Like many Afghans in Iran, Noor Jan from Herat came back to Afghanistan because the living conditions were bad for Afghans. Upon return, Noor Jan and her mother worked at people’s houses as servants for little money.
Due to financial problems, Noor Jan’s father gave her in marriage to her cousin for money. Although Noor Jan’s new family was relatively well-nurtured, she was beaten and cussed for coming from a poor family who didn’t give her gold and house as a wedding gift – a tradition that long lives in Afghanistan.
“My in-laws used me like a servant. They even didn’t allow me to meet my mother and sisters. I felt helpless and depressed,” Noor Jan expressed in her words.
Noor Jan says that one benefit she had was that she was educated enough to start teaching and keep her new family happy with the money she brought. For a while, this earned her a little respect and place in her family’s heart.
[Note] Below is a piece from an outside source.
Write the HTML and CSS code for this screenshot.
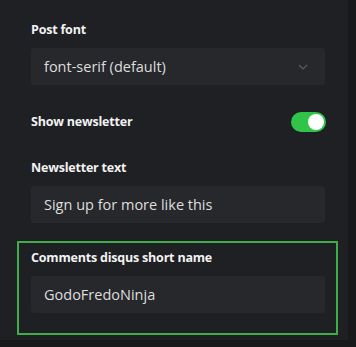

Unfortunately, Noor Jan could not stay longer in her position as well because the schools started hiring teachers with bachelor’s degrees which left her with no job and hope.
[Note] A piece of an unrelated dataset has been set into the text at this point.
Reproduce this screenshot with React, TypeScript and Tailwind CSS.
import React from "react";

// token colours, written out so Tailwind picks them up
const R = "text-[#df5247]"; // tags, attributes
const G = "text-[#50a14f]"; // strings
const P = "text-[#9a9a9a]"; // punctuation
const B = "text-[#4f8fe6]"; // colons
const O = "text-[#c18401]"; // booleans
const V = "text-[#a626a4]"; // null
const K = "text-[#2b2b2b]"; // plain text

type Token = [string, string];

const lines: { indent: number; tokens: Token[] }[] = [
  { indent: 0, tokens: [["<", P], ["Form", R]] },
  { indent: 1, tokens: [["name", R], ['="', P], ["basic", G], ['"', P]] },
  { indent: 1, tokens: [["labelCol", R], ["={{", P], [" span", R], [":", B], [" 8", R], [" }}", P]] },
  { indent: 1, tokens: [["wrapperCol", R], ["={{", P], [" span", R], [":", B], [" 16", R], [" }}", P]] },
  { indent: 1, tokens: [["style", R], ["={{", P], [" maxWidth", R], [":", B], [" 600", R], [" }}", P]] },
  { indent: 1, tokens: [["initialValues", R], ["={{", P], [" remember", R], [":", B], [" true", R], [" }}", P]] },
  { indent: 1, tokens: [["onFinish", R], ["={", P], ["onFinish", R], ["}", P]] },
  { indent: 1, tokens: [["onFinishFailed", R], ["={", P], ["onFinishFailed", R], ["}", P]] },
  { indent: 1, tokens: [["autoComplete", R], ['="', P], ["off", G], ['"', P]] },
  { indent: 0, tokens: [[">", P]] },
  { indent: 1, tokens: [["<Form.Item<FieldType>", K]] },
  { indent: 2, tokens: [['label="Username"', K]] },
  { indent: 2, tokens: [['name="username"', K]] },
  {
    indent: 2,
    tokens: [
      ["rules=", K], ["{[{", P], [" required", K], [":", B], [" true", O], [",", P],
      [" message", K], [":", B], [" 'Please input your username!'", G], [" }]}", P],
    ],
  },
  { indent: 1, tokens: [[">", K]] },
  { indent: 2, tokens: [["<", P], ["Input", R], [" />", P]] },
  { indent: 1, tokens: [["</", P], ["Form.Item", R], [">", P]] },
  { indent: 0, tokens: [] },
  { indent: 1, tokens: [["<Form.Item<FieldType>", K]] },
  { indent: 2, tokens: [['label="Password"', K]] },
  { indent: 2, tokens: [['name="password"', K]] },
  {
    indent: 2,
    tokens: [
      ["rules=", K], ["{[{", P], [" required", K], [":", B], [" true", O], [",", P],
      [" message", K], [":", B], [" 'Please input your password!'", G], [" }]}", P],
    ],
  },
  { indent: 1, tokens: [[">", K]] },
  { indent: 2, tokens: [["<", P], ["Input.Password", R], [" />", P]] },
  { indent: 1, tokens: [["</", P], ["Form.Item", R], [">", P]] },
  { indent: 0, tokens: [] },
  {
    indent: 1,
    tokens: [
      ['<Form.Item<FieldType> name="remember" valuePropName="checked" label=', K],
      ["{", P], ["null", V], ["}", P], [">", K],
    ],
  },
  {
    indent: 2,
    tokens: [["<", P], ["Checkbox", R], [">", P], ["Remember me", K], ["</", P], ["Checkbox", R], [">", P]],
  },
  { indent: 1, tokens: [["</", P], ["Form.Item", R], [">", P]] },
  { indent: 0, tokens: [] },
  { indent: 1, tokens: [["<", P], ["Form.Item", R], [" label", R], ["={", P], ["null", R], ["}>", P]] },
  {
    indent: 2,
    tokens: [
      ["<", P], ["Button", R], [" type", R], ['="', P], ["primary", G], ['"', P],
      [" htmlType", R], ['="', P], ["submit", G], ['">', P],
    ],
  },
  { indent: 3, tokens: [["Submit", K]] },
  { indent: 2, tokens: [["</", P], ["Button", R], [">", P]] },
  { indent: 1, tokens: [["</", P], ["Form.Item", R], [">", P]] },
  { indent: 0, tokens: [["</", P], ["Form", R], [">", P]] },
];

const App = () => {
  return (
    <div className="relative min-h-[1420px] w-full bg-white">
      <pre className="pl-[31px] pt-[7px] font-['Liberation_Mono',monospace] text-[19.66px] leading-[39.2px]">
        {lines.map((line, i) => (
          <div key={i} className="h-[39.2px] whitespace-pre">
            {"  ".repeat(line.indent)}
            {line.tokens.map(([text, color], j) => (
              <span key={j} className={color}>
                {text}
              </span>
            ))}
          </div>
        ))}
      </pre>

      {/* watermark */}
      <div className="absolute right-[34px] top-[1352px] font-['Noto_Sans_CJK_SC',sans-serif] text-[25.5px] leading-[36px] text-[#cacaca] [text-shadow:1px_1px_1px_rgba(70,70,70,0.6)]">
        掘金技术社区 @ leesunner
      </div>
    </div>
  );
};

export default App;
In 2014, when Zardozi registered her as a client and trained her in tailoring, Noor Jan found the confidence to do something that could earn her more money than she could make through teaching or sewing.
Zardozi trainers encouraged Noor Jan to learn about soap making since its health benefits had developed a good market.
Together with four more women, she participated in a program facilitated by the Ministry of Rural Rehabilitation and Development for women. In there, she learned how to make soap and produce it on the market. After some years of success, she opened her private mini factory where she also produced natural almond oil for strong hair. “People are happy with my products. Many of my customers are youngsters who buy these organic soaps for clear skin,” Noor Jan said.
“At first my husband did not allow me to participate in any programs but when I told him that there are no men in my workplace, he not only gave me permission, but he also brought me natural almond oil which is filtered in my workshop and sold in shops and exhibitions,” appended Noor Jan.
She added that she feels very proud when her husband calls her an artist and involves her in making all kinds of decisions. Currently, Noor Jan is the leader of her home and is no longer vulnerable to violence by her in-laws.